2) Get buy-in. We're all so in the trenches of life coaching that sometimes we forget why we're doing what we're doing. For someone new to being coached, it's important to help them understand why you are interrupting, managing, or setting guidelines. Here's how I like to frame it:
"A coaching relationship is not like your relationship with friends or family. You've hired me to help you overcome [x, y, z] ~ and to make those changes, we have to change some ways of doing things. For example, with your friends, you might tell and retail all the details of a story that's important to you. In coaching, I might interrupt you with love and ask you to tell me what's important about the story, rather than focusing on the SOS or "Same Old Story". May I have your permission to do that?"
3) Let go of being liked. Listen, we learn certain social rules that teach us how to be polite, well-received, and good friends. Listen, nod, let people finish, don't interrupt. These things help us be liked, and are probably nice things to uphold in your personal life.
In your professional life, your goal as a coach is to help people step out of those social rules so they can live a life that's truly examined. If you and the client continue to dance within the box of what society teaches us, then the client will continue to live in that very same box. So let go of being liked, let go of being afraid of hurting their feelings, and coach fearlessly. The most uncomfortable moments in a coaching session are often the most profound.
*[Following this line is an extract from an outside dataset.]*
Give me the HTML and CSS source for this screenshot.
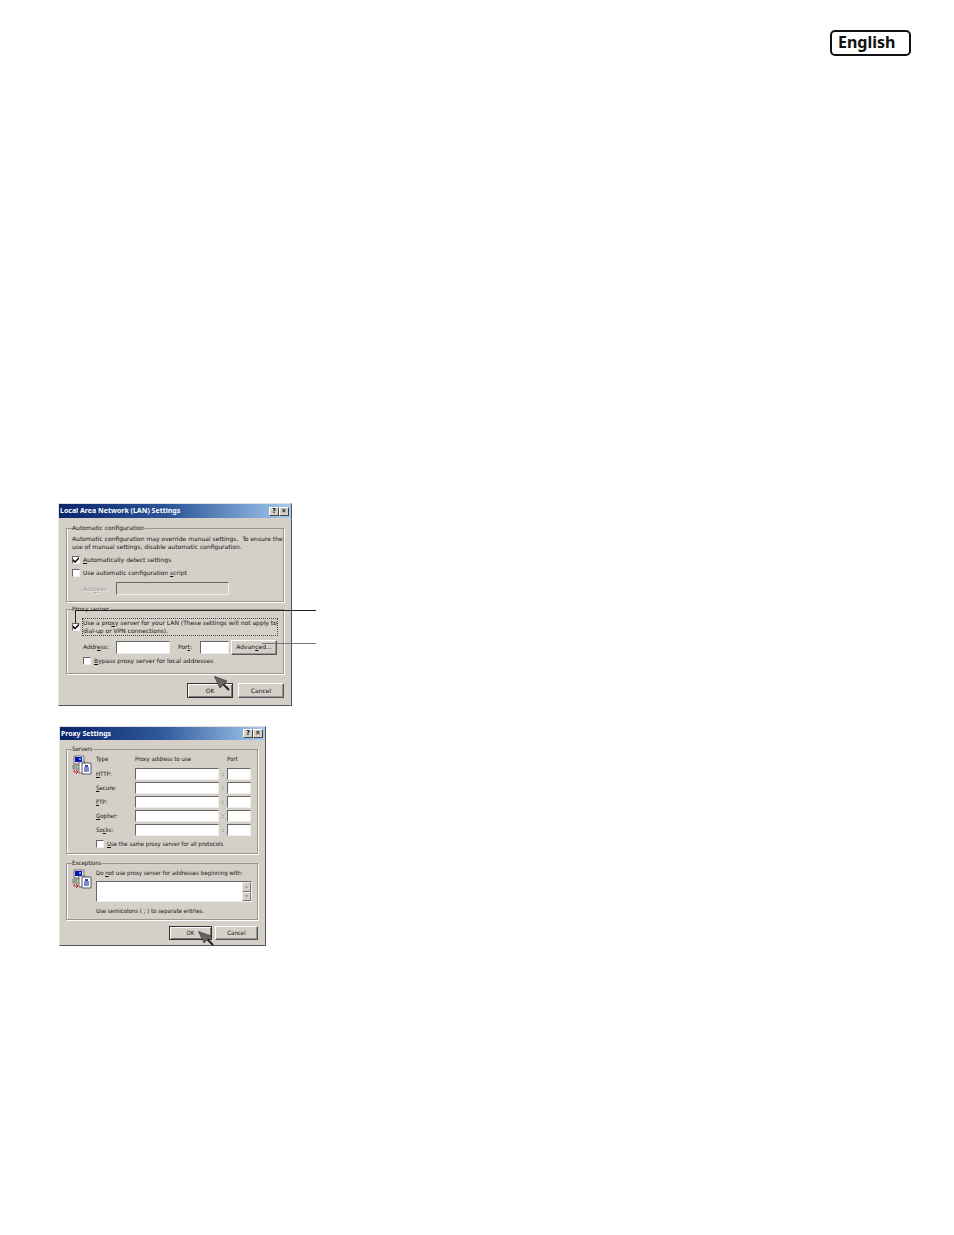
FILE: index.html
```html
<!DOCTYPE html>
<html lang="en">
<head>
    <meta charset="UTF-8">
    <meta name="viewport" content="width=device-width, initial-scale=1.0">
    <title>Proxy Settings</title>
    <link rel="stylesheet" href="styles.css">
</head>
<body>
    <!-- shared drawings -->
    <svg class="defs" aria-hidden="true">
        <symbol id="pointer" viewBox="0 0 16 15">
            <path d="M8 7 L15 14" stroke="#222" stroke-width="2"/>
            <path d="M0.500 0.500 L13 5 L6 12 Z" fill="#666" stroke="#333" stroke-width="0.700"/>
        </symbol>
        <symbol id="servers" viewBox="0 0 20 20">
            <path d="M2 1h10v8H2z" fill="#e4e4dc" stroke="#777" stroke-width="1"/>
            <path d="M3 2h7v5H3z" fill="#0a12b8"/>
            <path d="M7 3h2v2H7z" fill="#58a8f0"/>
            <path d="M1 10h8v4H1z" fill="#c4c8c0" stroke="#777" stroke-width="1"/>
            <path d="M2 12h3" stroke="#2a9040"/>
            <path d="M2 15v2h4M4 15l2 2-2 2" fill="none" stroke="#d82020" stroke-width="1"/>
            <path d="M7 7h6v11H7z" fill="#fff" stroke="#666" stroke-width="1"/>
            <path d="M10 8h9v11h-9z" fill="#fff" stroke="#556" stroke-width="1"/>
            <path d="M12 12h5v5h-5z" fill="#8088c8"/>
            <path d="M13 10h3v2h-3z" fill="#404890"/>
        </symbol>
    </svg>

    <header class="page-header">
        <span class="language">English</span>
    </header>

    <main>
        <section class="dialog lan">
            <div class="titlebar">
                <h2>Local Area Network (LAN) Settings</h2>
                <button class="tool" type="button">?</button>
                <button class="tool" type="button">✕</button>
            </div>
            <form>
                <fieldset>
                    <legend>Automatic configuration</legend>
                    <p>Automatic configuration may override manual settings.&nbsp; To ensure the<br>use of manual settings, disable automatic configuration.</p>
                    <label class="check"><input type="checkbox" checked><span><u>A</u>utomatically detect settings</span></label>
                    <label class="check"><input type="checkbox"><span>Use automatic configuration <u>s</u>cript</span></label>
                    <div class="row script-row">
                        <label class="disabled" for="script">Add<u>r</u>ess</label>
                        <input class="box" type="text" id="script" disabled>
                    </div>
                </fieldset>
                <fieldset class="proxy">
                    <legend>Proxy server</legend>
                    <label class="check use-proxy"><input type="checkbox" checked><span>Use a pro<u>x</u>y server for your LAN (These settings will not apply to<br>dial-up or VPN connections).</span></label>
                    <div class="row">
                        <label for="address">Addr<u>e</u>ss:</label>
                        <input class="box" type="text" id="address">
                        <label class="port-label" for="port">Por<u>t</u>:</label>
                        <input class="box port" type="text" id="port">
                        <button class="btn" type="button">Advan<u>c</u>ed...</button>
                    </div>
                    <label class="check bypass"><input type="checkbox"><span><u>B</u>ypass proxy server for local addresses</span></label>
                </fieldset>
                <div class="buttons">
                    <button class="btn default" type="button">OK</button>
                    <button class="btn" type="button">Cancel</button>
                </div>
            </form>
            <div class="callout callout-check"></div>
            <div class="callout callout-advanced"></div>
            <svg class="pointer" aria-hidden="true"><use href="#pointer"/></svg>
        </section>

        <section class="dialog settings">
            <div class="titlebar">
                <h2>Proxy Settings</h2>
                <button class="tool" type="button">?</button>
                <button class="tool" type="button">✕</button>
            </div>
            <form>
                <fieldset class="with-icon">
                    <legend>Servers</legend>
                    <svg class="icon" aria-hidden="true"><use href="#servers"/></svg>
                    <div class="content">
                        <div class="server head"><span>Type</span><span>Proxy address to use</span><span></span><span>Port</span></div>
                        <div class="server"><label for="http"><u>H</u>TTP:</label><input class="box" type="text" id="http"><span>:</span><input class="box" type="text" aria-label="HTTP port"></div>
                        <div class="server"><label for="secure"><u>S</u>ecure:</label><input class="box" type="text" id="secure"><span>:</span><input class="box" type="text" aria-label="Secure port"></div>
                        <div class="server"><label for="ftp"><u>F</u>TP:</label><input class="box" type="text" id="ftp"><span>:</span><input class="box" type="text" aria-label="FTP port"></div>
                        <div class="server"><label for="gopher"><u>G</u>opher:</label><input class="box" type="text" id="gopher"><span>:</span><input class="box" type="text" aria-label="Gopher port"></div>
                        <div class="server"><label for="socks">So<u>c</u>ks:</label><input class="box" type="text" id="socks"><span>:</span><input class="box" type="text" aria-label="Socks port"></div>
                        <label class="check"><input type="checkbox"><span><u>U</u>se the same proxy server for all protocols</span></label>
                    </div>
                </fieldset>
                <fieldset class="with-icon exceptions">
                    <legend>Exceptions</legend>
                    <svg class="icon" aria-hidden="true"><use href="#servers"/></svg>
                    <div class="content">
                        <label for="except">Do <u>n</u>ot use proxy server for addresses beginning with:</label>
                        <div class="area box">
                            <textarea id="except"></textarea>
                            <div class="scroll">
                                <button class="up" type="button" aria-label="Up"></button>
                                <button class="down" type="button" aria-label="Down"></button>
                            </div>
                        </div>
                        <p>Use semicolons ( ; ) to separate entries.</p>
                    </div>
                </fieldset>
                <div class="buttons">
                    <button class="btn default" type="button">OK</button>
                    <button class="btn" type="button">Cancel</button>
                </div>
            </form>
            <svg class="pointer" aria-hidden="true"><use href="#pointer"/></svg>
        </section>
    </main>
</body>
</html>
```
FILE: styles.css
```css
* { box-sizing: border-box; }
body {
    margin: 0;
    padding: 30px 43px 30px 58px;
    background: #fff;
    color: #111;
    font: 6px/8px "DejaVu Sans", sans-serif;
}
h2, p, fieldset, legend { margin: 0; padding: 0; }
input, button, textarea { margin: 0; padding: 0; font: inherit; color: inherit; border-radius: 0; }
u { text-decoration-thickness: 1px; text-underline-offset: 1px; }
.defs { display: block; width: 0; height: 0; }

.page-header { display: flex; justify-content: flex-end; margin-bottom: 447px; }
.language {
    width: 81px;
    height: 26px;
    padding-left: 6px;
    border: 2px solid #111;
    border-radius: 5px;
    color: #111;
    font: bold 16px/21px "Noto Sans", "Open Sans", sans-serif;
}

.dialog {
    position: relative;
    border: 1px solid #e4e0d8;
    border-right-color: #555;
    border-bottom-color: #555;
    background: #d4d0c8;
}
.lan { width: 234px; margin-bottom: 20px; }
.settings { width: 207px; margin-left: 1px; font: 6px/8px "DejaVu Sans Condensed", "DejaVu Sans", sans-serif; }
.titlebar {
    display: flex;
    align-items: center;
    height: 14px;
    padding: 0 2px 0 1px;
    background: linear-gradient(to right, #0a246a, #2f5a9c 50%, #a6caf0);
}
.titlebar h2 { flex: 1; color: #fff; font: bold 7px/10px "Noto Sans", "DejaVu Sans Condensed", sans-serif; white-space: nowrap; }
.tool {
    width: 10px;
    height: 9px;
    border: 1px solid #fff;
    border-right-color: #444;
    border-bottom-color: #444;
    background: #d4d0c8;
    color: #000;
    font: bold 7px/7px "DejaVu Sans Condensed", "DejaVu Sans", sans-serif;
}
form { padding: 6px 7px 7px; }
fieldset {
    min-width: 0;
    padding: 3px 5px 6px;
    border: 1px solid #9a968e;
    box-shadow: 1px 1px 0 #fff, inset 1px 0 0 #fff;
    white-space: nowrap;
}
legend { padding-right: 1px; line-height: 8px; }
.proxy { margin-top: 3px; padding: 5px 5px 7px; }

.check { display: flex; align-items: center; gap: 3px; height: 10px; margin-top: 3px; }
.check input {
    appearance: none;
    flex: none;
    width: 8px;
    height: 8px;
    border: 1px solid #666;
    border-right-color: #eee;
    border-bottom-color: #eee;
    background: #fff;
}
.check input:checked::before {
    content: "";
    display: block;
    height: 6px;
    background: #000;
    clip-path: polygon(0 35%, 35% 65%, 100% 0, 100% 35%, 35% 100%, 0 70%);
}
p + .check { margin-top: 4px; }
.use-proxy { height: 17px; margin: 0; gap: 2px; }
.use-proxy span { width: 196px; border: 1px dotted #444; line-height: 8px; }
.bypass { margin: 2px 0 0 11px; }

.row { display: flex; align-items: center; height: 14px; margin-top: 5px; padding-left: 11px; }
.row label { width: 33px; }
.box {
    min-width: 0;
    height: 13px;
    border: 1px solid #666;
    border-right-color: #eee;
    border-bottom-color: #eee;
    background: #fff;
}
.row .box { width: 54px; }
.row .port { width: 29px; margin-right: 2px; }
.row .port-label { width: 22px; margin-left: 8px; }
.script-row { margin-top: 4px; height: 13px; }
.row #script { width: 113px; background: #d4d0c8; }
.disabled { color: #999; text-shadow: 1px 1px 0 #eee; }

.btn {
    width: 46px;
    height: 15px;
    border: 1px solid #fff;
    border-right-color: #555;
    border-bottom-color: #555;
    box-shadow: inset -1px -1px 0 #999;
    background: #d4d0c8;
}
.default { border-color: #333; box-shadow: inset 1px 1px 0 #fff, inset -1px -1px 0 #777; }
.buttons { display: flex; justify-content: flex-end; gap: 5px; margin-top: 9px; }

.settings .titlebar { height: 13px; }
.settings form { padding: 5px 7px 5px 6px; }
.with-icon { display: flex; padding: 2px 5px 4px; }
.icon { flex: none; width: 20px; height: 20px; margin-right: 4px; }
.content { flex: 1; min-width: 0; }
.server { display: grid; grid-template-columns: 39px 84px 8px 24px; align-items: center; height: 12px; margin-bottom: 2px; }
.server .box { width: 100%; height: 12px; }
.server span { text-align: left; }
.server > span:nth-child(3) { padding-left: 3px; }
.server.head { height: 8px; margin-bottom: 5px; }
.exceptions { margin-top: 5px; }
.exceptions label { display: block; }
.area { display: flex; height: 21px; margin: 4px 0 5px; }
.area textarea { flex: 1; min-width: 0; border: 0; background: none; resize: none; outline: 0; overflow: hidden; }
.scroll { display: flex; flex-direction: column; width: 9px; }
.scroll button {
    flex: 1;
    border: 1px solid #eee;
    border-right-color: #777;
    border-bottom-color: #777;
    background: #d4d0c8;
}
.scroll button::before { content: ""; display: block; width: 3px; height: 2px; margin: 0 auto; background: #888; }
.up::before { clip-path: polygon(50% 0, 100% 100%, 0 100%); }
.down::before { clip-path: polygon(0 0, 100% 0, 50% 100%); }
.settings .btn { width: 43px; height: 14px; }
.settings .buttons { gap: 3px; margin-top: 6px; }

/* pointers and callout lines lie over the dialogs */
.pointer { position: absolute; width: 16px; height: 15px; }
.lan .pointer { left: 155px; top: 172px; }
.settings .pointer { left: 138px; top: 204px; }
.callout { position: absolute; border-top: 1px solid #222; }
.callout-check { left: 16px; right: -25px; top: 106px; height: 13px; border-left: 1px solid #222; }
.callout-advanced { left: 203px; right: -25px; top: 139px; border-color: #777; }
```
4) Have an out prepared. In a group, sometimes really heightened emotions can take over ~ especially when someone is witnessed for the first time by a group of unconditionally caring people. This can cause a lot of panic in the group facilitator/coach because it can feel like a moment where a big breakthrough should happen, and your coaching spidey sense gets all tingly.
But the breakthrough already happened. If there are tears and high emotions, then all that stuff is coming to the surface to be released. Here's what you can do: First, acknowledge what they've said. Next, allow it. One person's emotional release can set the tone that it's an OK, safe place to feel all the things we've been holding back! Finally, have an out prepared. Ask, "So and so, how can this group support you right now?" Once they've told you how y'all can support him/her, then you can give them an out ~ "I love that you could bring this emotion to our safe space and give others permission to feel, too ~ how about you take a moment to get some water and take care of you, and we'll follow up with you in the FB group/at the end of the call/via email. Now, can anyone here in the group relate to what so-and-so is going through right now and share some words of compassion?"
In a 1:1 call, you have some more luxury to explore what's going on in that deep emotion ~ and, if you intuit that it's not productive any longer, you can ask the client, "It seems like there is a LOT to be released and I'm happy to support you right now. Would you like to continue with our call, or would you like to have some time to yourself to really release this, and we can schedule the remaining half hour to process what you're going through?"
5) Make the "SOS" part of the work together. Tell the group or client up front that a lot of the work you'll be doing together is to reframe and rewrite that "Same Old Sh!t", and that you'd like to help him/her/group catch when those SOSs are popping up! In that way, you help the client/group enact his/her highest inner coach. In a group, it helps the crew support one another instead of putting it all in your hands.
In group coaching, you can make "SOS!" a catch phrase that people use with one another lovingly when they hear "Same Old Stories" coming up. This is especially fun on the phone and opens up an awesome coaching opportunity in that moment.
In 1:1 coaching, having a playful "Hey so-and-so, I'd like to interrupt because I feel an SOS coming on! What's important about this story?" takes some of the pressure off and makes it an opportunity for your client to recognize their own SOS.